Today's New York Times carries a front-page article under the headline, "Outcry Grows Over Police Use of Force in Genoa." That's old news to readers of the Wall Street Journal, which on Monday ran its own front-page article about the outrage -- focusing on the same incident, a police raid at the Armando Diaz school complex. Monday's Wall Street Journal article reported, "A visit to the school several hours after the raid showed pools of blood on the floor and walls and several teeth strewn around." Today's New York Times reported, "Television crews arriving on the scene later filmed pools of blood and teeth knocked out during the raid."

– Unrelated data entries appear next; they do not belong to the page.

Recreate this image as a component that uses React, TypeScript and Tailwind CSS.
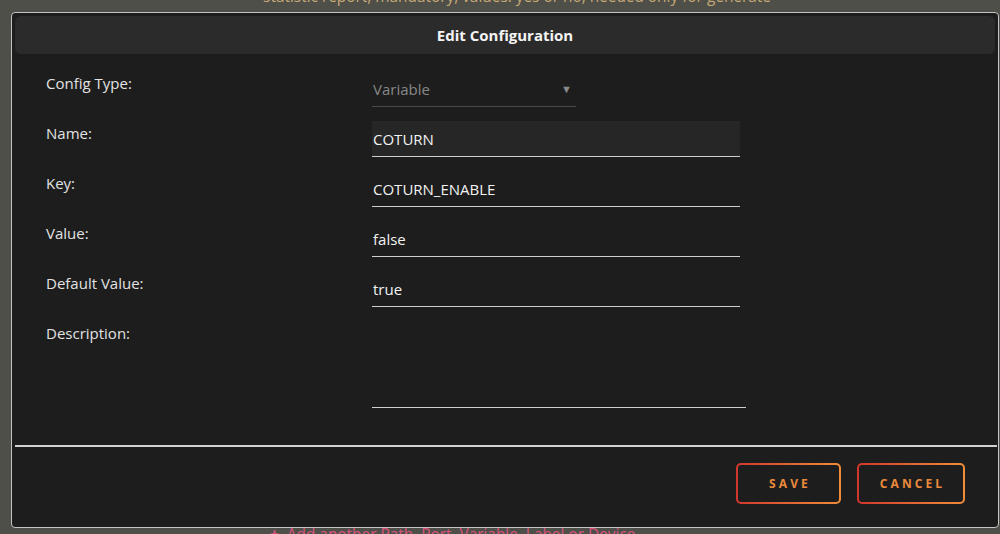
import React from "react";

const font = { fontFamily: '"Open Sans", "Noto Sans", sans-serif' };

function Label({ children }: { children: React.ReactNode }) {
  return <div className="w-[326px] shrink-0 pt-[2px] text-[15px] leading-[20px] text-[#e2e2e2]">{children}</div>;
}

function TextField({ value, filled }: { value: string; filled?: boolean }) {
  return (
    <div
      className={`w-[368px] h-[36px] flex items-center pt-[1px] pl-[1px] border-b border-[#cfcfcf] text-[15px] text-[#f2f2f2] ${
        filled ? "bg-[#262626]" : ""
      }`}
    >
      {value}
    </div>
  );
}

export default function App() {
  return (
    <div className="w-[1000px] h-[534px] overflow-hidden bg-[#4e4f48] flex flex-col" style={font}>
      <div className="h-[12px] overflow-hidden flex justify-center pl-[34px]">
        <div className="mt-[-11px] text-[15.4px] leading-[16px] text-[#c7a877] whitespace-nowrap">
          statistic report, mandatory, values: yes or no, needed only for generate
        </div>
      </div>
      <div className="ml-[11px] w-[988px] h-[516px] shrink-0 border border-[#c4c4c4] rounded-[4px] bg-[#1d1d1d] p-[3px] flex flex-col">
        <div className="h-[38px] shrink-0 rounded-[6px] bg-[#2b2b2b] flex items-center justify-center text-[15px] font-bold text-[#f4f4f4]">
          Edit Configuration
        </div>
        <div className="pl-[31px] pt-[17px] flex flex-col gap-[14px]">
          <div className="flex">
            <Label>Config Type:</Label>
            <div className="w-[204px] h-[36px] flex items-center justify-between pt-[1px] pl-[1px] pr-[4px] border-b border-[#4a4a4a] text-[15px] text-[#878787]">
              <span>Variable</span>
              <span className="text-[11px] text-[#8a8a8a]">▼</span>
            </div>
          </div>
          <div className="flex">
            <Label>Name:</Label>
            <TextField value="COTURN" filled />
          </div>
          <div className="flex">
            <Label>Key:</Label>
            <TextField value="COTURN_ENABLE" />
          </div>
          <div className="flex">
            <Label>Value:</Label>
            <TextField value="false" />
          </div>
          <div className="flex">
            <Label>Default Value:</Label>
            <TextField value="true" />
          </div>
          <div className="flex">
            <Label>Description:</Label>
            <div className="w-[374px] h-[87px] border-b border-[#cfcfcf]" />
          </div>
        </div>
        <div className="mt-[37px] mr-[-2px] h-[2px] bg-[#d2d2d2] shrink-0" />
        <div className="flex justify-end gap-[16px] pr-[30px] pt-[16px]">
          <div className="w-[105px] h-[41px] rounded-[5px] p-[2px] bg-gradient-to-r from-[#d1352d] to-[#f08c3a]">
            <div className="w-full h-full rounded-[3px] bg-[#1d1d1d] flex items-center justify-center pl-[3px] text-[12px] font-bold tracking-[0.26em] text-[#ea8a3c]">
              SAVE
            </div>
          </div>
          <div className="w-[108px] h-[41px] rounded-[5px] p-[2px] bg-gradient-to-r from-[#d1352d] to-[#f08c3a]">
            <div className="w-full h-full rounded-[3px] bg-[#1d1d1d] flex items-center justify-center pl-[3px] text-[12px] font-bold tracking-[0.26em] text-[#ea8a3c]">
              CANCEL
            </div>
          </div>
        </div>
      </div>
      <div className="h-[6px] overflow-hidden pl-[270px]">
        <div className="mt-[-1px] text-[15.4px] leading-[16px] text-[#d9527d] whitespace-nowrap">
          <span className="font-bold">+</span>&nbsp; Add another Path, Port, Variable, Label or Device
        </div>
      </div>
    </div>
  );
}
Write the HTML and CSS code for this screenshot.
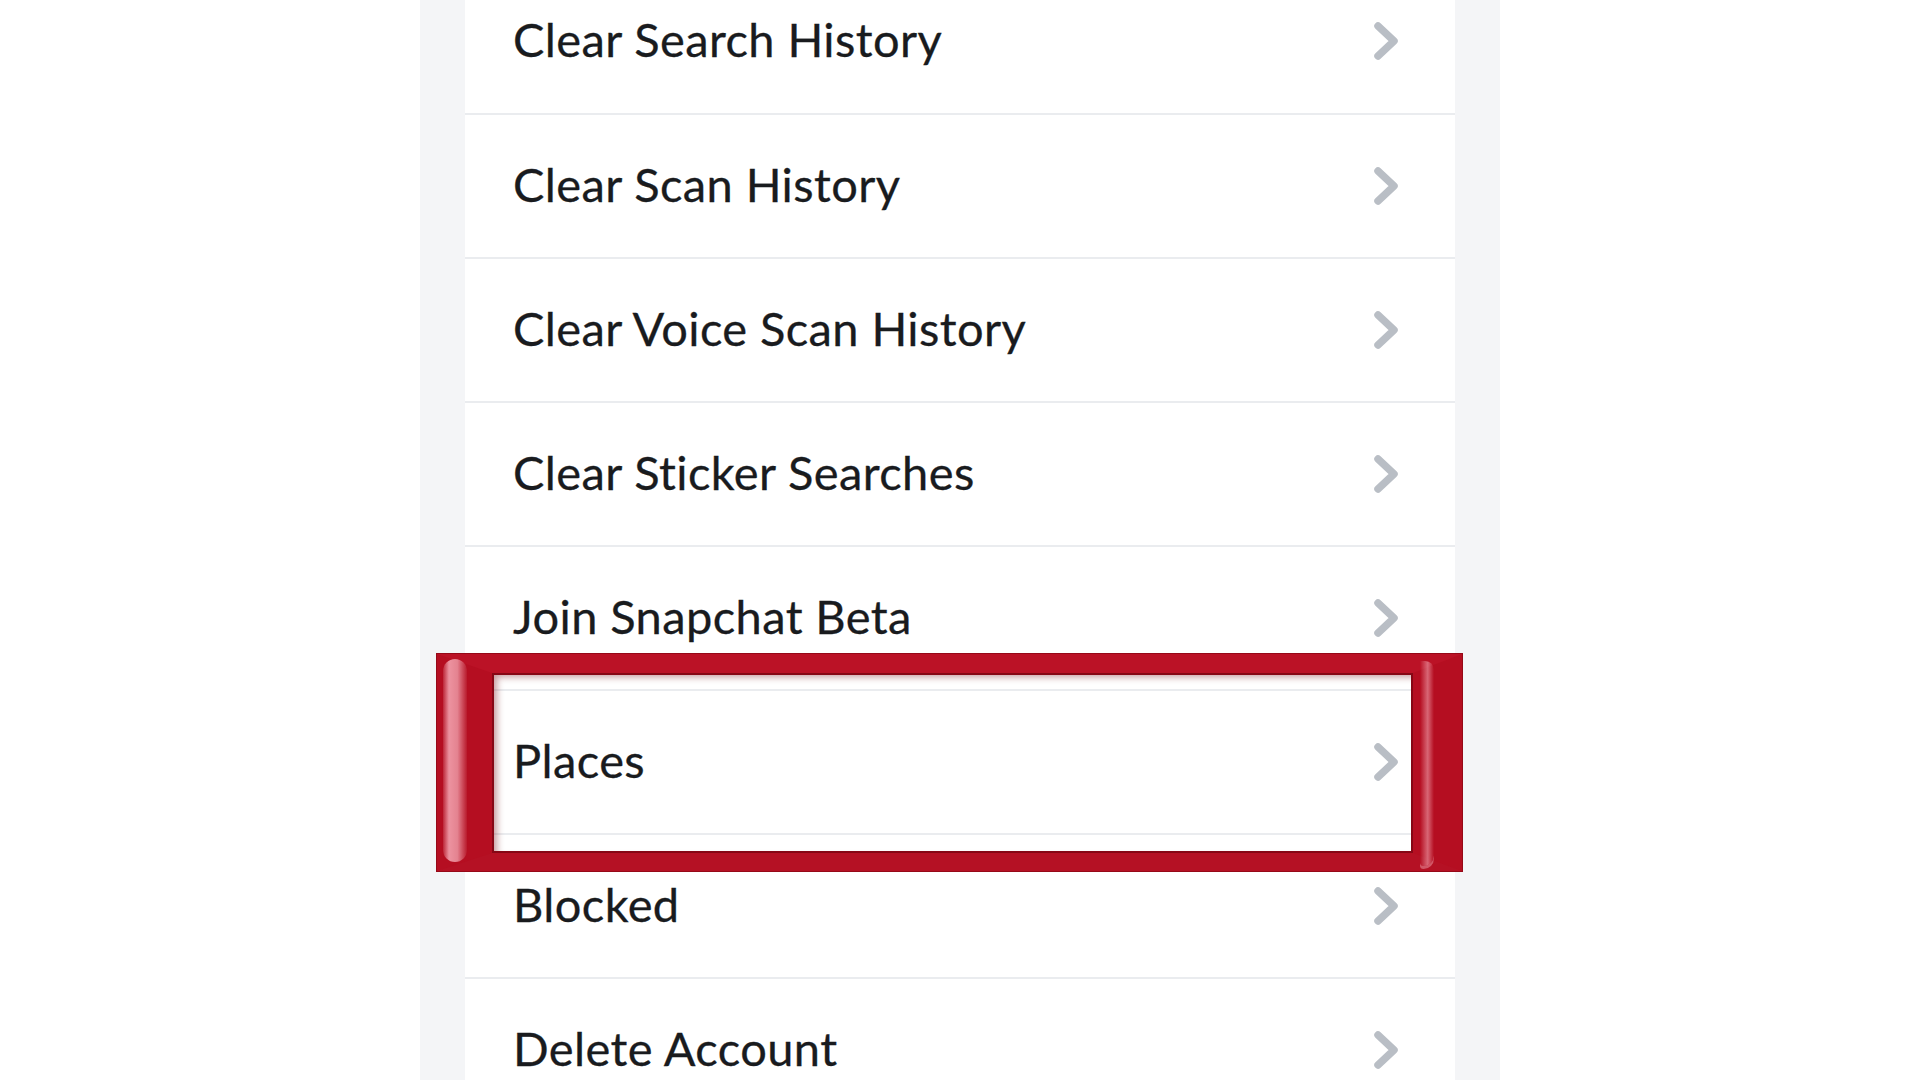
FILE: index.html
```html
<!DOCTYPE html>
<html lang="en">
<head>
  <meta charset="UTF-8" />
  <meta name="viewport" content="width=device-width, initial-scale=1" />
  <title>Settings</title>
  <link rel="stylesheet" href="styles.css">
</head>
<body>
  <main class="panel">
    <div class="list-wrap">
      <ul class="list">
        <li class="row"><span>Clear Search History</span><svg class="chev" viewBox="0 0 26 40" aria-hidden="true"><path d="M5 5 L21 20 L5 35" /></svg></li>
        <li class="row"><span>Clear Scan History</span><svg class="chev" viewBox="0 0 26 40" aria-hidden="true"><path d="M5 5 L21 20 L5 35" /></svg></li>
        <li class="row"><span>Clear Voice Scan History</span><svg class="chev" viewBox="0 0 26 40" aria-hidden="true"><path d="M5 5 L21 20 L5 35" /></svg></li>
        <li class="row"><span>Clear Sticker Searches</span><svg class="chev" viewBox="0 0 26 40" aria-hidden="true"><path d="M5 5 L21 20 L5 35" /></svg></li>
        <li class="row"><span>Join Snapchat Beta</span><svg class="chev" viewBox="0 0 26 40" aria-hidden="true"><path d="M5 5 L21 20 L5 35" /></svg></li>
        <li class="row"><span>Places</span><svg class="chev" viewBox="0 0 26 40" aria-hidden="true"><path d="M5 5 L21 20 L5 35" /></svg></li>
        <li class="row"><span>Blocked</span><svg class="chev" viewBox="0 0 26 40" aria-hidden="true"><path d="M5 5 L21 20 L5 35" /></svg></li>
        <li class="row"><span>Delete Account</span><svg class="chev" viewBox="0 0 26 40" aria-hidden="true"><path d="M5 5 L21 20 L5 35" /></svg></li>
      </ul>
      <!-- annotation frame around "Places" -->
      <div class="highlight" aria-hidden="true"></div>
    </div>
  </main>
</body>
</html>
```

FILE: styles.css
```css
:root{
  --panel:#f4f5f7;
  --line:#eaecef;
  --text:#191b1e;
  --chev:#b9bec5;
  --red:#b50e21;
}

* { box-sizing: border-box; }
html, body { height: 100%; }
body{
  margin:0; background:#fff; overflow:hidden;
  font-family: Lato, "Noto Sans", "Liberation Sans", sans-serif;
  color:var(--text);
}

.panel{
  width:1080px; height:100vh; margin:0 auto;
  background:var(--panel);
  padding:0 45px;
  display:flow-root;
}

.list-wrap{ position:relative; margin-top:-31px; }

.list{ list-style:none; margin:0; padding:0; background:#fff; }

.row{
  height:144px; display:flex; align-items:center; justify-content:space-between;
  padding:0 56px 0 48px;
  border-top:2px solid var(--line);
  font-size:47px; letter-spacing:.4px;
  -webkit-text-stroke:.3px var(--text);
}
.row:first-child{ border-top:none; }
.row span{ margin-top:-4px; }

.chev{ width:26px; height:40px; flex:none; }
.chev path{ fill:none; stroke:var(--chev); stroke-width:7.5; stroke-linecap:round; stroke-linejoin:round; }

/* glossy red frame */
.highlight{
  position:absolute; left:-28px; right:-7px; top:685px; height:217px;
  border-style:solid; border-width:19px 49px 18px 55px;
  border-color:var(--red);
  border-top-color:#bb1226; border-bottom-color:#b51124;
  box-shadow: 0 0 0 1px #960918, inset 0 0 0 2px #860715, inset 5px 4px 7px rgba(110,0,10,.4);
}
.highlight::before{
  content:""; position:absolute; left:-49px; top:-14px; bottom:-9px; width:24px;
  border-radius:12px;
  background: linear-gradient(90deg, rgba(255,255,255,.1), rgba(246,170,182,.85) 25%, rgba(240,160,172,.8) 60%, rgba(255,255,255,.05));
}
.highlight::after{
  content:""; position:absolute; right:-21px; top:-12px; bottom:-13px; width:14px;
  border-radius:0 10px 12px 4px;
  background: linear-gradient(90deg, rgba(255,255,255,0), rgba(245,175,186,.55) 55%, rgba(255,255,255,0));
  box-shadow: 0 3px 0 rgba(245,175,186,.45);
}
```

Today's Times article, while waddling in two days after the Wall Street Journal, does provide some new details about Americans involved in the Genoa clashes. But the Times struggles to put the best face on the protesters. The article initially refers, for instance, to a student from New Jersey "who was arrested with an Austrian theater group as it was leaving Genoa." It's only in a sidebar, and much later in the same front-page story, that the "theater group" is identified as a "protest group." The sidebar reports that the student was studying whether there was common ground between Quakers and "more radical groups promoting social activism in Europe." "Social activism" is a rather vague and generous way to describe what radical European groups are promoting.
Injustice: A report in the business section of today's New York Times about the Microsoft antitrust case says, "The Justice Department has asked the courts to move quickly to complete the case so that any remedy imposed would have relevance to the fast-changing computer software industry. Today it issued a terse response to the appeal, saying that the case should be thrown out because of Judge Jackson's conduct."
This can easily be read as saying the Justice Department says the Microsoft case should be thrown out. That would be front-page news if it were true. But it's not true. It's not the Justice Department's response but Microsoft's appeal that says the case should be thrown out. But given the clumsy way the Times writes it, a reader could easily get the wrong idea.
Reckonings: The "Reckonings" column on the op-ed page of today's New York Times refers to the "bipartisan" commission on Social Security reform, putting "bipartisan" in snide quotation marks. The 16-member commission named by President Bush included eight Democrats and eight Republicans. There is a Republican co-chairman and a Democratic co-chairman. President Clinton, the most recent Democrat to hold the White House, himself suggested a plan to privatize partially the American retirement system. There's no good reason for the columnist to question the bipartisan nature of the effort. The column goes on to refer to the "ultra-conservative Cato Institute." If the ultra-liberal columnist bothered to check, he might realize that Cato is libertarian, not ultra-conservative.
Order: The twisted illogic of Indykism is on view in full force in today's New York Times. On the op-ed page, the former ambassador to Israel brags that Yasser Arafat is "very much in control of the nine security organizations he established to maintain order in the West Bank and Gaza." This is laughable. Mr. Arafat didn't establish those nine security organizations to maintain "order" -- if he wanted order, he would have established a constitutional system with checks and balances and the rule of law. He established the nine security organizations to maintain personal dictatorial control. If Mr. Arafat cared about "order," he wouldn't be countenancing terrorist attacks against Israelis. The Times's own editorial, today, meanwhile, adopts a defeatist view: "On the Palestinian side, there is no democratic politics and little realistic possibility of a peaceful change of power," the Times writes. On that basis, the newspaper urges "a renewed Israeli willingness to recognize that for now," Mr. Arafat is "the only realistic Palestinian negotiating partner." Is there any blood-soaked two-bit dictator, one wonders, that the Times editorialists wouldn't advocate negotiating with?